President, All India Catholic Union
- Incumbent
- Assumed office 2008
- Preceded by: John Dayal

Personal details
- Profession: Professor of Mathematics

= Remy Denis =

Indian mathematician

Remy Denis is an Indian mathematician who was elected president of the All India Catholic Union (AICU) in September 2008, succeeding John Dayal.
He was reelected at the annual general meeting of the AICU held in Mangalore in September 2010.

Denis was a professor in the Department of Mathematics at Gorakhpur University in Uttar Pradesh.
In the 1980s, Denis was a member of the Uttar Pradesh Minorities Commission.

Denis has taken a somewhat radical position in saying that the clergy should confine itself to ministering to the spiritual needs of the people.
Administration of the material goods of the church should be left entirely to the laity.
At a seminar in Goa in August 2009, former Union minister Eduardo Faleiro said that church property should be brought under the ambit of state laws, as was the case with other religions. This was endorsed by Denis and other liberals. However John Dayal, representing the conservatives in the AICU, opposed any change.
He said that the "Christian situation" was radically and materially different from that of the Hindu, Muslim and Sikh religions, and existing laws were sufficient.
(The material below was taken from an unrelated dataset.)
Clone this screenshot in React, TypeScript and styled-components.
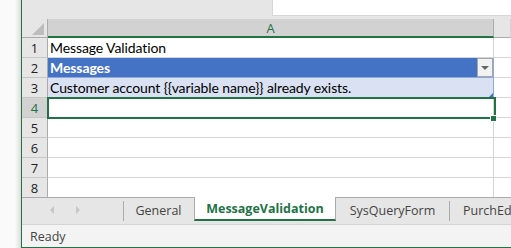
import styled, { createGlobalStyle } from 'styled-components'

const green = '#217346'
const grid = '#d4d4d4'
const uiFont = `'Open Sans', 'Noto Sans', sans-serif`
const cellFont = `'Lato', 'Liberation Sans', sans-serif`

const Global = createGlobalStyle`
	html, body {
		margin: 0;
		padding: 0;
	}
	body {
		width: 511px;
		height: 248px;
		overflow: hidden;
		background: #fafafa;
	}
`

const Frame = styled.div`
	display: flex;
	height: 248px;
`

const Shadow = styled.div`
	flex: none;
	width: 21px;
	background: linear-gradient(to right, #fafafa 0, #fafafa 15px, #dcdcdc 21px);
`

const Window = styled.div`
	flex: 1;
	min-width: 0;
	display: flex;
	flex-direction: column;
	border-left: 1px solid ${green};
	border-bottom: 1px solid ${green};
	overflow: hidden;
`

const TopBar = styled.div`
	flex: none;
	height: 19px;
	display: flex;
	align-items: flex-start;
	padding-left: 250px;
	background: #e6e6e6;
`

const FormulaBox = styled.div`
	flex: 1;
	height: 15px;
	background: #fff;
	border-left: 1px solid #d6d6d6;
	border-bottom: 1px solid #d6d6d6;
`

const Sheet = styled.div`
	display: grid;
	grid-template-columns: 26px 446px 1fr;
`

const HeadCell = styled.div<{ $selected?: boolean; $corner?: boolean }>`
	position: relative;
	height: ${(p) => (p.$selected ? '17px' : '18px')};
	display: flex;
	align-items: center;
	justify-content: center;
	font: 13px ${uiFont};
	color: ${(p) => (p.$selected ? green : '#444')};
	background: ${(p) => (p.$selected ? '#d2d2d2' : '#e6e6e6')};
	border-bottom: ${(p) => (p.$selected ? `2px solid ${green}` : '1px solid #ababab')};
	border-right: 1px solid ${(p) => (p.$corner ? '#ababab' : p.$selected ? '#ababab' : grid)};
`

const CornerMark = styled.div`
	position: absolute;
	right: 3px;
	bottom: 2px;
	width: 0;
	height: 0;
	border-left: 12px solid transparent;
	border-bottom: 12px solid #bdbdbd;
`

const Body = styled.div`
	position: relative;
	height: 159px;
	overflow: hidden;
	display: grid;
	grid-template-columns: 26px 446px 1fr;
	grid-auto-rows: 20px;
`

const RowHead = styled.div<{ $selected?: boolean }>`
	box-sizing: border-box;
	display: flex;
	align-items: center;
	justify-content: center;
	font: 13px ${uiFont};
	color: ${(p) => (p.$selected ? green : '#222')};
	background: ${(p) => (p.$selected ? '#d2d2d2' : '#e6e6e6')};
	border-right: 1px solid #ababab;
	border-bottom: 1px solid #c6c6c6;
`

type Kind = 'plain' | 'header' | 'data'

const Cell = styled.div<{ $kind?: Kind }>`
	position: relative;
	box-sizing: border-box;
	display: flex;
	align-items: center;
	padding-left: 2px;
	white-space: nowrap;
	letter-spacing: -0.1px;
	font: ${(p) => (p.$kind === 'header' ? 700 : 400)} 14px ${cellFont};
	color: ${(p) => (p.$kind === 'header' ? '#fff' : '#000')};
	background: ${(p) => (p.$kind === 'header' ? '#4472c4' : p.$kind === 'data' ? '#d9e1f2' : '#fff')};
	border-right: 1px solid ${(p) => (p.$kind === 'header' || p.$kind === 'data' ? '#8ea9db' : grid)};
	border-bottom: 1px solid ${(p) => (p.$kind === 'header' ? '#8ea9db' : p.$kind === 'data' ? '#d9e1f2' : grid)};
`

const Spare = styled.div`
	box-sizing: border-box;
	background: #fff;
	border-bottom: 1px solid ${grid};
`

const FilterButton = styled.div`
	position: absolute;
	right: 0;
	top: 0;
	bottom: 0;
	width: 16px;
	box-sizing: border-box;
	display: flex;
	align-items: center;
	justify-content: center;
	background: #f2f2f2;
	border: 1px solid #a6a6a6;
	&::after {
		content: '';
		border-left: 4px solid transparent;
		border-right: 4px solid transparent;
		border-top: 4px solid #666;
	}
`

const ResizeMark = styled.div`
	position: absolute;
	right: 0;
	bottom: 0;
	width: 0;
	height: 0;
	border-left: 4px solid transparent;
	border-bottom: 4px solid #4472c4;
`

const Selection = styled.div`
	position: absolute;
	left: 25px;
	top: 59px;
	width: 449px;
	height: 22px;
	box-sizing: border-box;
	border: 2px solid ${green};
	pointer-events: none;
`

const FillHandle = styled.div`
	position: absolute;
	left: 468px;
	top: 77px;
	width: 5px;
	height: 5px;
	background: ${green};
	border: 1px solid #fff;
`

const TabBar = styled.div`
	flex: none;
	height: 28px;
	display: flex;
	align-items: flex-start;
	background: #e6e6e6;
	border-bottom: 1px solid #d4d4d4;
	box-sizing: border-box;
`

const Nav = styled.div`
	flex: none;
	width: 101px;
	height: 25px;
	display: flex;
	align-items: center;
	gap: 22px;
	padding-left: 28px;
	box-sizing: border-box;
	border-top: 1px solid #ababab;
`

const Arrow = styled.span<{ $dir: 'left' | 'right' }>`
	width: 0;
	height: 0;
	border-top: 4px solid transparent;
	border-bottom: 4px solid transparent;
	${(p) => (p.$dir === 'left' ? 'border-right: 4px solid #c6c6c6;' : 'border-left: 4px solid #c6c6c6;')}
`

const Tab = styled.div<{ $active?: boolean; $divider?: boolean; $width?: number }>`
	position: relative;
	flex: none;
	width: ${(p) => (p.$width ? `${p.$width}px` : 'auto')};
	height: ${(p) => (p.$active ? '24px' : '25px')};
	box-sizing: border-box;
	display: flex;
	align-items: center;
	justify-content: center;
	white-space: nowrap;
	font: ${(p) => (p.$active ? 700 : 400)} 12.5px ${uiFont};
	color: ${(p) => (p.$active ? green : '#444')};
	background: ${(p) => (p.$active ? '#fff' : 'transparent')};
	border-top: ${(p) => (p.$active ? 'none' : '1px solid #ababab')};
	border-left: ${(p) => (p.$active ? '1px solid #ababab' : 'none')};
	border-right: ${(p) => (p.$active ? '1px solid #ababab' : 'none')};
	border-bottom: ${(p) => (p.$active ? `2px solid ${green}` : 'none')};
	${(p) =>
		p.$divider &&
		`&::before {
			content: '';
			position: absolute;
			left: 0;
			top: 3px;
			bottom: 1px;
			border-left: 1px solid #ababab;
		}`}
`

const LastTab = styled(Tab)`
	flex: 1;
	min-width: 0;
	overflow: hidden;
	justify-content: flex-start;
	padding-left: 14px;
`

const StatusBar = styled.div`
	flex: 1;
	display: flex;
	align-items: center;
	padding-left: 8px;
	font: 12.5px ${uiFont};
	color: #444;
	background: #f3f3f3;
`

const rows: { n: number; kind?: Kind; text?: string }[] = [
	{ n: 1, kind: 'plain', text: 'Message Validation' },
	{ n: 2, kind: 'header', text: 'Messages' },
	{ n: 3, kind: 'data', text: 'Customer account {{variable name}} already exists.' },
	{ n: 4 },
	{ n: 5 },
	{ n: 6 },
	{ n: 7 },
	{ n: 8 },
]

const App = () => {
	return (
		<>
			<Global />
			<Frame>
				<Shadow />
				<Window>
					<TopBar>
						<FormulaBox />
					</TopBar>
					<Sheet>
						<HeadCell $corner>
							<CornerMark />
						</HeadCell>
						<HeadCell $selected>A</HeadCell>
						<HeadCell />
					</Sheet>
					<Body>
						{rows.map((r) => (
							<Row key={r.n} {...r} />
						))}
						<Selection />
						<FillHandle />
					</Body>
					<TabBar>
						<Nav>
							<Arrow $dir='left' />
							<Arrow $dir='right' />
						</Nav>
						<Tab $divider $width={71}>General</Tab>
						<Tab $active $width={142}>MessageValidation</Tab>
						<Tab $width={113}>SysQueryForm</Tab>
						<LastTab $divider>PurchEd</LastTab>
					</TabBar>
					<StatusBar>Ready</StatusBar>
				</Window>
			</Frame>
		</>
	)
}

const Row = ({ n, kind, text }: { n: number; kind?: Kind; text?: string }) => (
	<>
		<RowHead $selected={n === 4}>{n}</RowHead>
		<Cell $kind={kind ?? 'plain'}>
			{text}
			{kind === 'header' && <FilterButton />}
			{kind === 'data' && <ResizeMark />}
		</Cell>
		<Spare />
	</>
)

export default App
In February 2012 the AICU announced that it had started planning for a Laity Synod, to be held later in the year. This would be the first time such an event had been arranged in India. It would give the lay members an opportunity to think about their role in the church and the future of the church.
According to Denis "The Second Vatican Council called for the empowerment of the laity. But after 50 years, there is not much to show".
It was hoped that the synod would help find ways for the laity to become more involved in management of the financial and temporal affairs of the church.